报告人:朱世辉教授(四川师范大学)
报告时间:2020年8月31日14时00分-15时00分
腾讯会议号:344116494,密码:0831
报告摘要:
In this paper, we study the standing wave solutions for the bi-harmonic nonlinear Schrödinger equation with a Laplacian term (BNLS), modelling the propagation of intense laser beams in a bulk medium with Kerr nonlinearity. By taking into account the role of second-order dispersion term, we prove that in the mass-subcritical regime $p\in (1,1+\frac{8}{d})$, there exist orbitally stable standing waves for BNLS, when $\mu\geq 0$, or $\mu\in [-\lambda_0,0)$, for some $\lambda_0:=\lambda_0(p, \|Q_p\|_2)>0$. Moreover, in the mass-critical case $p=1+\frac{8}{d}$, we prove that the standing waves for the BNLS are orbital stable when given $\mu\in (-\dfrac{4\|\nabla Q^*\|_2^2}{\|Q^*\|_2^2}, 0)$, and $b\in (b_*,b^*)$, for some $b^*:=\|Q^*\|_2^{\frac{8}{d}}$, $b_*:=b^*(\mu, \|Q^*\|_{H^2})\geq 0$. This shows that the sign of the second-order dispersion has crucial effect on the existence of orbitally stable standing waves for the BNLS with mixed dispersions.
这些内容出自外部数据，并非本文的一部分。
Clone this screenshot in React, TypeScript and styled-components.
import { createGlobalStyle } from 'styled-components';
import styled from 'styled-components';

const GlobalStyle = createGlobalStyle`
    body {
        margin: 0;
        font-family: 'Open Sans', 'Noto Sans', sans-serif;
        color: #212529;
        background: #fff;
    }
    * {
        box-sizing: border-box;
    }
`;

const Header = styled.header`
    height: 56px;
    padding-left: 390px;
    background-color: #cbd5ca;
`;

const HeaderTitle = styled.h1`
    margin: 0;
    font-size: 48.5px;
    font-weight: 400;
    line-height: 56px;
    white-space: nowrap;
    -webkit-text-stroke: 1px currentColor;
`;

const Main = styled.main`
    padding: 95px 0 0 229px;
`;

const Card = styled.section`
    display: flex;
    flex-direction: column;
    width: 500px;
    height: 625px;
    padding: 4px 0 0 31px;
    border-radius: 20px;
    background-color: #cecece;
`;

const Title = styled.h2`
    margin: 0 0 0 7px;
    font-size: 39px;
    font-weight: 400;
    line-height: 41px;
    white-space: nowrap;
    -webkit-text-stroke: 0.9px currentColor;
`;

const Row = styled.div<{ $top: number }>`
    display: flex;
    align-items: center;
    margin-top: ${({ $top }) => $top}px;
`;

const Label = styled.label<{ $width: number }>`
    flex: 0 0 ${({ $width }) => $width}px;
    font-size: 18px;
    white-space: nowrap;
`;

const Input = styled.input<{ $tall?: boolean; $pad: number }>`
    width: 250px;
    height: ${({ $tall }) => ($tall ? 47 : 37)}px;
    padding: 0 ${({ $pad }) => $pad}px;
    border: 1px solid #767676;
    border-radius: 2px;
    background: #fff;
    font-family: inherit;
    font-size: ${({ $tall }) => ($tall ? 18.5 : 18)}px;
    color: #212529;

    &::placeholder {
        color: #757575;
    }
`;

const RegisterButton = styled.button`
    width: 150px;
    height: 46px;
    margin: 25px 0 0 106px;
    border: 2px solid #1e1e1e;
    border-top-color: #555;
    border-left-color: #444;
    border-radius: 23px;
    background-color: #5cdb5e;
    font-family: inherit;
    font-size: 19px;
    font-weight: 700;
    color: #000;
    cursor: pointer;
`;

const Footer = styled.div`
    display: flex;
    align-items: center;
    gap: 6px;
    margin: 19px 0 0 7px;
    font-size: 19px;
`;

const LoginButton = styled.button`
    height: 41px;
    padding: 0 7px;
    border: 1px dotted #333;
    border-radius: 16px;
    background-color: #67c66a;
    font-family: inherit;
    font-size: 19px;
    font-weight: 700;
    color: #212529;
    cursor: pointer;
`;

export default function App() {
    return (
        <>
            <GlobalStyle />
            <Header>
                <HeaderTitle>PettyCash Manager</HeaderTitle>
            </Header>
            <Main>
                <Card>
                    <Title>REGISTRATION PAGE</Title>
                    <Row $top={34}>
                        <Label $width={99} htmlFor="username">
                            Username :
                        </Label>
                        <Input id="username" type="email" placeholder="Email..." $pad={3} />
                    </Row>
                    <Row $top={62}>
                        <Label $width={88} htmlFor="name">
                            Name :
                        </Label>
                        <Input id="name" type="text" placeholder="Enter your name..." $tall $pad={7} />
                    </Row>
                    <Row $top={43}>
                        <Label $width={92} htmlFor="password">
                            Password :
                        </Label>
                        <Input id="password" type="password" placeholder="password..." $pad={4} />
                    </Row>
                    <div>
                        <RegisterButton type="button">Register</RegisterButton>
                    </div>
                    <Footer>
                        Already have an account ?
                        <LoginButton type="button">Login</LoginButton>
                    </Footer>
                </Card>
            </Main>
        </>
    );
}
This work joint with Tingjian Luo(Guangzhou University), and Shijun Zheng(Georgia Southern University).
报告人简介:
朱世辉,四川师范大学数学科学学院教授,博士生导师,四川省学术和技术带头人后备人选。已主持国家自然科学基金项目2项,教育部博士点基金项目,四川省杰出青年基金,并且获得四川省科技进步二等奖和四川优秀教师成果奖二等奖。此外,他同时是数学SCI杂志编委。朱世辉主要从事非线性Schrödinger方程爆破解动力学性质研究,已在著名数学期刊 J. Differential Equations,J. Dynamics and Differential Equations等发表论文35篇,被很多国际著名学者引用,引用次数超到180次。此外,他有 2篇论文入选ESI高被引。他的工作受到国内外同行的广泛关注。